▶ Task instructions
All of the lines below are to be printed again exactly; images are excluded from the output.

▶ Task inputs
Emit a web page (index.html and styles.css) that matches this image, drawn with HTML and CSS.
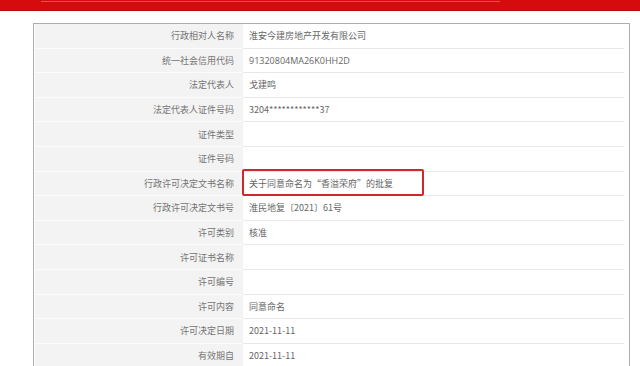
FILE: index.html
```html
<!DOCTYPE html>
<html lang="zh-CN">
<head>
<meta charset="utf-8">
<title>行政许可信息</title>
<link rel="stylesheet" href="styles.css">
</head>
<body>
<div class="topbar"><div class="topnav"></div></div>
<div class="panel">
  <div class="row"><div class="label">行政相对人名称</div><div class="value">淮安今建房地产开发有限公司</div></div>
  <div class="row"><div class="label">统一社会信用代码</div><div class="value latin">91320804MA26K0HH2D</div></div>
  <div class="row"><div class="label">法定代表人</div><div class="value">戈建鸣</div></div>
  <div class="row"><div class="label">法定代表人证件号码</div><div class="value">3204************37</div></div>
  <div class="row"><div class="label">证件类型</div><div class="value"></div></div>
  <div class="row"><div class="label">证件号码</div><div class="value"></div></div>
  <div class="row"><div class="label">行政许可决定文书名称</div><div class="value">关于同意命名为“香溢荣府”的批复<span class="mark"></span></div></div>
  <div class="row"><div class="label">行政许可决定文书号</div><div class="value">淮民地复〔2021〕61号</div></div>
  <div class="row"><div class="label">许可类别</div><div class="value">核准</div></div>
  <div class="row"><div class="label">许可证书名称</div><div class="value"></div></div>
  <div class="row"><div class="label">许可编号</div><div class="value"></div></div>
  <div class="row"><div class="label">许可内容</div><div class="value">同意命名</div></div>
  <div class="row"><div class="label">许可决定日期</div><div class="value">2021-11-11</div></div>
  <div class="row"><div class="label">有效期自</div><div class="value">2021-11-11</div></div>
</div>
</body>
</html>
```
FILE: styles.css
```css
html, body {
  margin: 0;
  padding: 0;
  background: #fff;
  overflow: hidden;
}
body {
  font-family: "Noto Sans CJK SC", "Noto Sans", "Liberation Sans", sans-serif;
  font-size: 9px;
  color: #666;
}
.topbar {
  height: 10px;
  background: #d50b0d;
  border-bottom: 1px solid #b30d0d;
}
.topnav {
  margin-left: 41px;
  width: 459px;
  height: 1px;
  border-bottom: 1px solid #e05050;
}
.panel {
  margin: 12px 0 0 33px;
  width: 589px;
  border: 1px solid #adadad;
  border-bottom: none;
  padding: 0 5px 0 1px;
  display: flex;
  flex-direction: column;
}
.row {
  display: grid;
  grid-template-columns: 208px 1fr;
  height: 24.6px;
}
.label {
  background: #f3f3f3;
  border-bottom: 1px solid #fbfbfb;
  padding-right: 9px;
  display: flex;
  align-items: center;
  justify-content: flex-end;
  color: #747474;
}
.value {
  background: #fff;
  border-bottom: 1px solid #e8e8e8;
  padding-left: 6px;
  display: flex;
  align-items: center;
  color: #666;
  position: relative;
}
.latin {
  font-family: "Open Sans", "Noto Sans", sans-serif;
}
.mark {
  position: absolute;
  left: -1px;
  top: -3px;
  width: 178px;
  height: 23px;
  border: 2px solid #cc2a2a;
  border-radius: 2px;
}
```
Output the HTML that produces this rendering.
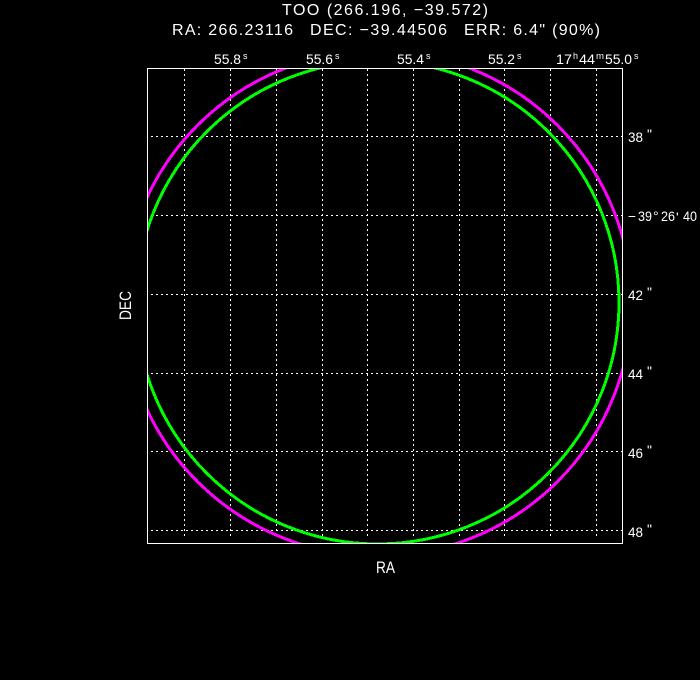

▶ Complete answer
Emit a web page (index.html and styles.css) that matches this image, drawn with HTML and CSS.
FILE: index.html
```html
<!DOCTYPE html>
<html lang="zh-CN">
<head>
<meta charset="utf-8">
<title>行政许可信息</title>
<link rel="stylesheet" href="styles.css">
</head>
<body>
<div class="topbar"><div class="topnav"></div></div>
<div class="panel">
  <div class="row"><div class="label">行政相对人名称</div><div class="value">淮安今建房地产开发有限公司</div></div>
  <div class="row"><div class="label">统一社会信用代码</div><div class="value latin">91320804MA26K0HH2D</div></div>
  <div class="row"><div class="label">法定代表人</div><div class="value">戈建鸣</div></div>
  <div class="row"><div class="label">法定代表人证件号码</div><div class="value">3204************37</div></div>
  <div class="row"><div class="label">证件类型</div><div class="value"></div></div>
  <div class="row"><div class="label">证件号码</div><div class="value"></div></div>
  <div class="row"><div class="label">行政许可决定文书名称</div><div class="value">关于同意命名为“香溢荣府”的批复<span class="mark"></span></div></div>
  <div class="row"><div class="label">行政许可决定文书号</div><div class="value">淮民地复〔2021〕61号</div></div>
  <div class="row"><div class="label">许可类别</div><div class="value">核准</div></div>
  <div class="row"><div class="label">许可证书名称</div><div class="value"></div></div>
  <div class="row"><div class="label">许可编号</div><div class="value"></div></div>
  <div class="row"><div class="label">许可内容</div><div class="value">同意命名</div></div>
  <div class="row"><div class="label">许可决定日期</div><div class="value">2021-11-11</div></div>
  <div class="row"><div class="label">有效期自</div><div class="value">2021-11-11</div></div>
</div>
</body>
</html>
```
FILE: styles.css
```css
html, body {
  margin: 0;
  padding: 0;
  background: #fff;
  overflow: hidden;
}
body {
  font-family: "Noto Sans CJK SC", "Noto Sans", "Liberation Sans", sans-serif;
  font-size: 9px;
  color: #666;
}
.topbar {
  height: 10px;
  background: #d50b0d;
  border-bottom: 1px solid #b30d0d;
}
.topnav {
  margin-left: 41px;
  width: 459px;
  height: 1px;
  border-bottom: 1px solid #e05050;
}
.panel {
  margin: 12px 0 0 33px;
  width: 589px;
  border: 1px solid #adadad;
  border-bottom: none;
  padding: 0 5px 0 1px;
  display: flex;
  flex-direction: column;
}
.row {
  display: grid;
  grid-template-columns: 208px 1fr;
  height: 24.6px;
}
.label {
  background: #f3f3f3;
  border-bottom: 1px solid #fbfbfb;
  padding-right: 9px;
  display: flex;
  align-items: center;
  justify-content: flex-end;
  color: #747474;
}
.value {
  background: #fff;
  border-bottom: 1px solid #e8e8e8;
  padding-left: 6px;
  display: flex;
  align-items: center;
  color: #666;
  position: relative;
}
.latin {
  font-family: "Open Sans", "Noto Sans", sans-serif;
}
.mark {
  position: absolute;
  left: -1px;
  top: -3px;
  width: 178px;
  height: 23px;
  border: 2px solid #cc2a2a;
  border-radius: 2px;
}
```
Output the HTML that produces this rendering.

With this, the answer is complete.